Kendinizi tanıyıp ifade etmek, onu inkâr etmekten çok daha kolaydır. Bunu başarırsanız liderlikle ödüllendirilirsiniz.
Warren Benms
Eğer ölçmek mümkün olsaydı; insanın bir okyanus, stresin ise bir kum tanesi kadar küçük olduğunun farkına varılırdı. Burada ne var biliyor musunuz? İnsan her şeyi büyütür ve büyüttüğü şeyleri kendi başına dert açar. Sonuçları mı? Stresin yıkıcı sonuçlarıyla koyun koyuna yaşamanın zorlukları!
Stres çok küçüktür hatta küçücüktür. Başlangıçta şaşkınlıkla önemsemediğimiz, değerlendirmeye dahi almadığımız stres nedeninin önceden kestiremediğimiz etkisi öylesine devasa boyutlara ulaşır ki, yaşayacaklarımız insanı yerle bir eder.
İnsanların genellikle çok yaptıkları bir şey var.
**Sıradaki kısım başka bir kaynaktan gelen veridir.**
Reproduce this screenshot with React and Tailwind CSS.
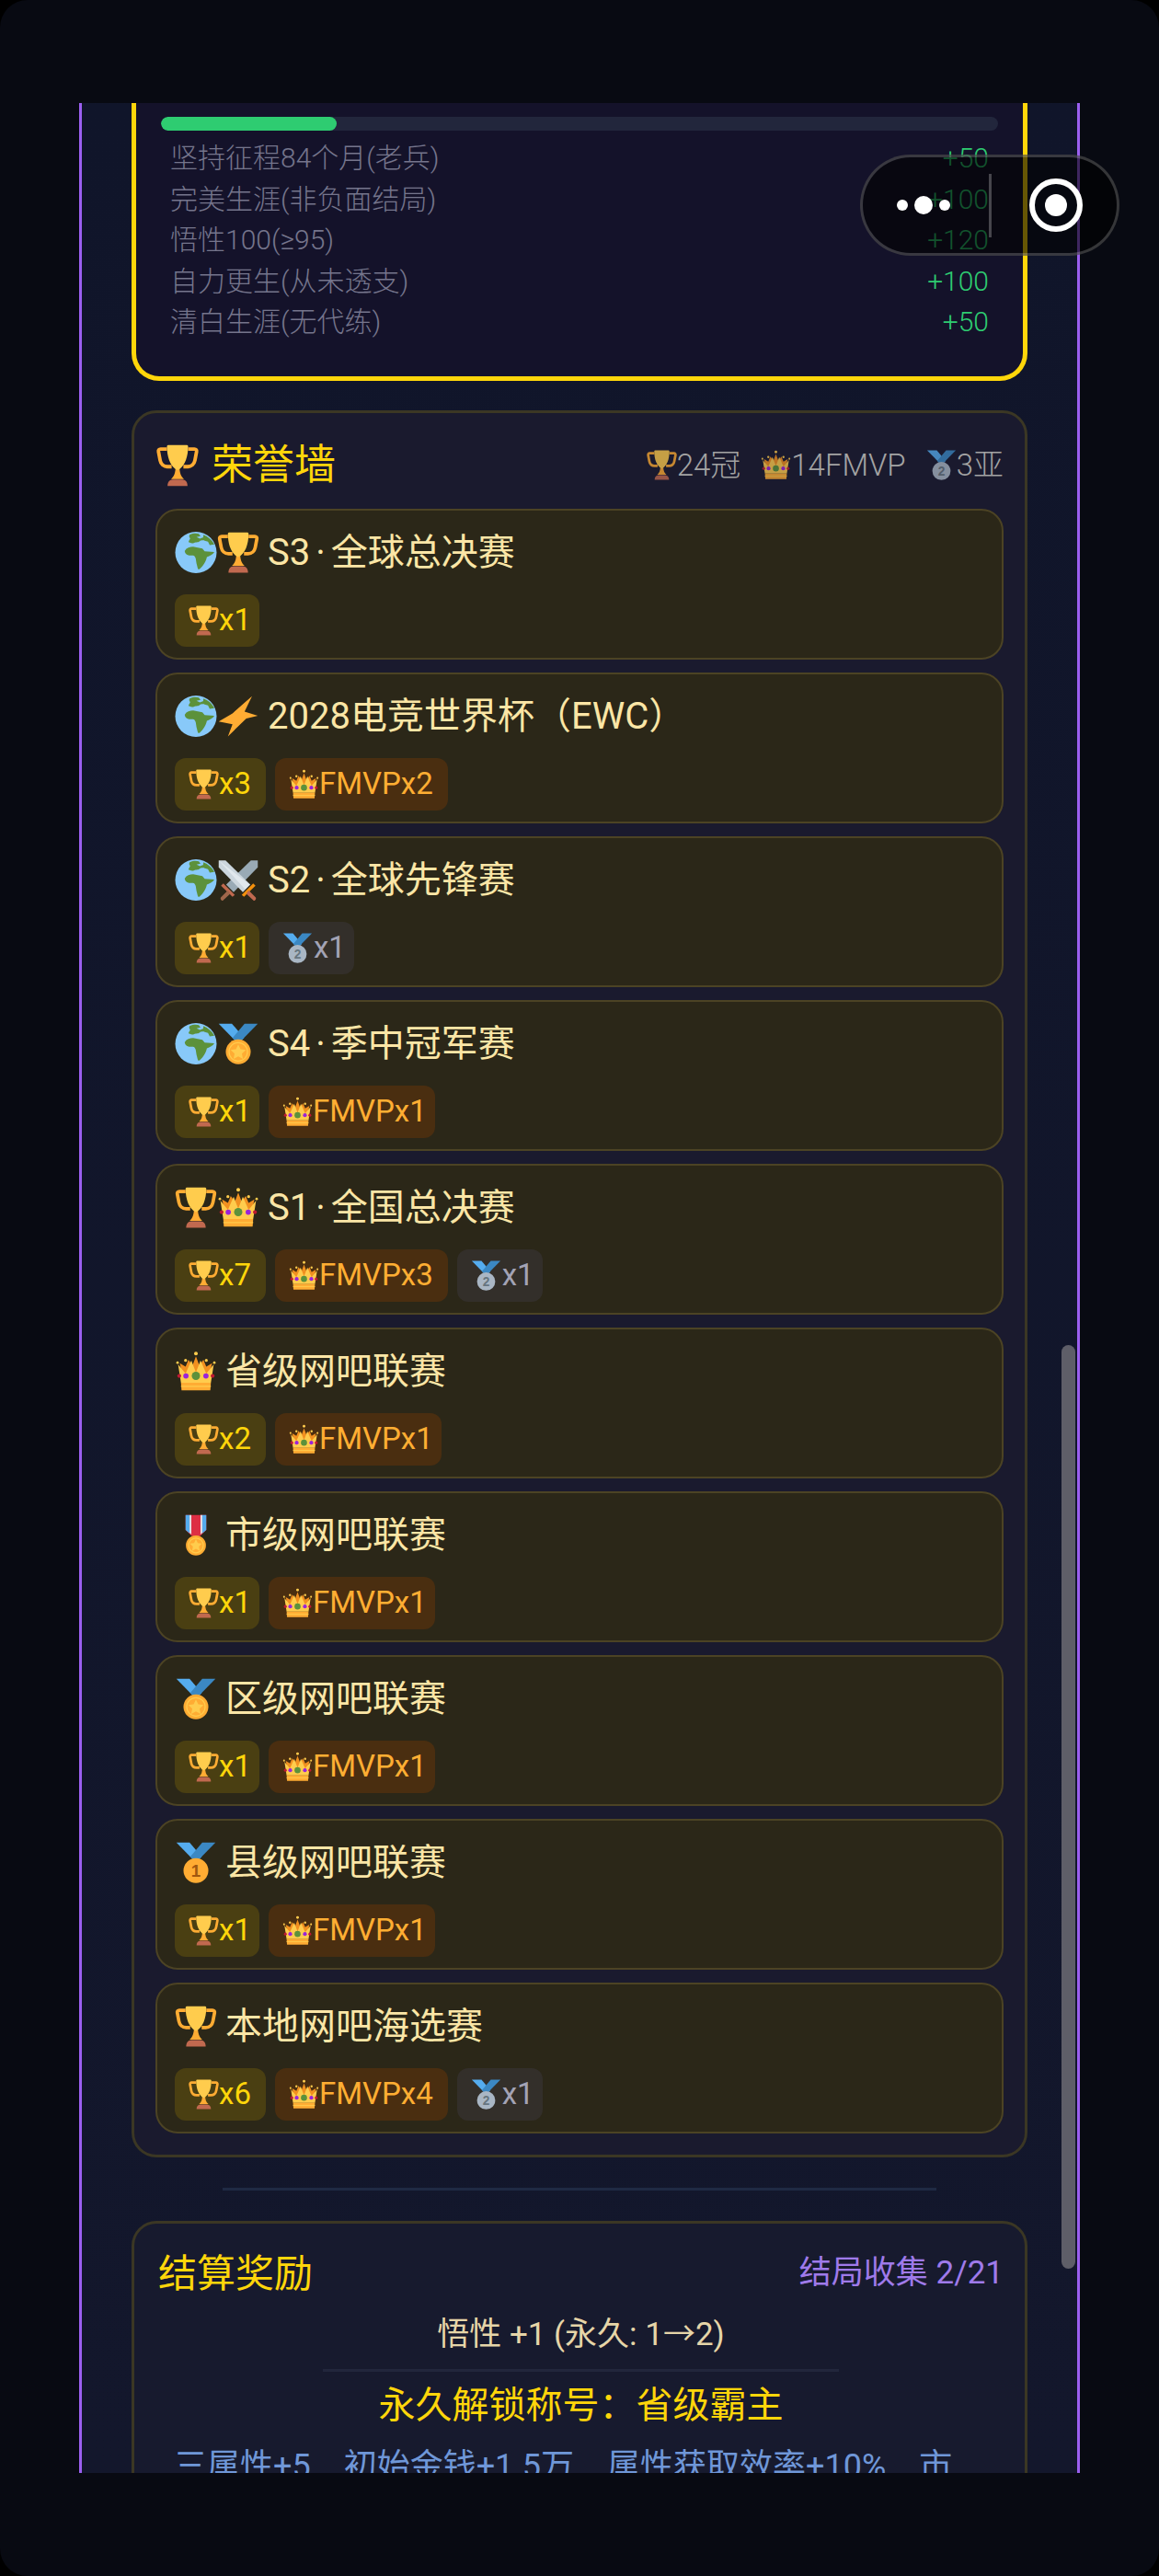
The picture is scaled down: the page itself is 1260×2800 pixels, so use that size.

Pireyi deve yapmak… Abartmak, büyütmek, korku senaryosu yazmak, hayal âleminde yaşamak, tüm içtenliğine rağmen kendisine dahi üç maymunu oynamak ve en kötüsü ne biliyor musunuz? Bütün bunlara gerçekmiş gibi inanmak. İşte sen… Stresin kahramanı, stresin yol arkadaşı, stres nedeni, hepsi A’dan Z’ye kadar sen sen sen. Neden suçu başkalarına yüklüyor, hatayı başkalarında arıyorsun? Kendine neden hiç bakmıyor, kendini sorgulamıyor ve hatanın sende olabileceği konusunda neden kendinle açık seçik konuşmuyorsun? Bunu yapmalısın! Eğer kendini sorgular ve neler yapman gerektiği konusunda doğru karar verebilirsen strese karşı koyabilir, hatta stresi yok edebilirsin.